The 21st Century visitor can enjoy the Country Park for its own sake, or can visit the Burrell Collection. But the focus of the estate remains Pollok House itself. On a sunny day this provides a glorious backdrop for those walking beside the White Cart Water, while a little upstream is a water-powered sawmill and nearby stable block, complete with some impressive resident heavy horses.
There is also a series of elegant and beautifully maintained gardens to enjoy. Apart from the lawns to the south of the house itself, most of the gardens extend eastwards, effectively filling the area between the house and the stable block.
Internally, most of the ground floor is open to the public, as is part of the first floor and perhaps half of the basement. Pollok House's ground floor rooms are beautifully decorated and furnished, but surprisingly homely, with a larger number of smaller rooms than you might expect. The exceptions are the very impressive library and dining room: though in many ways the most attractive of the rooms is the music room. The curving main staircase connects the ground and first floors only, and on the latter you can view two of the rooms plus the art displayed on the large upper landing.

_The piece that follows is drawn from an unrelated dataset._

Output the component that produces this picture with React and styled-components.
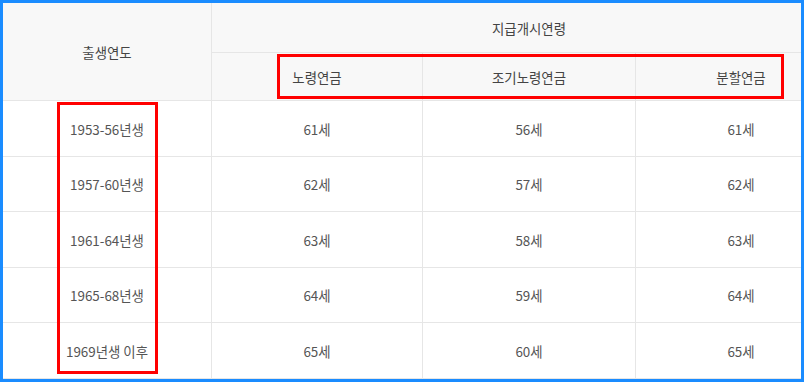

The basement was home to the service areas of the house, plus the accommodation for the male servants. Female servants' accommodation was on the second floor, along with the schoolroom and nursery, with all the floors linked together via a service staircase. Visitors can explore a number of the rooms in the basement including the very evocative gun room, while the kitchen is now used as Pollok House's excellent restaurant and several other rooms house the small range of shops open to visitors.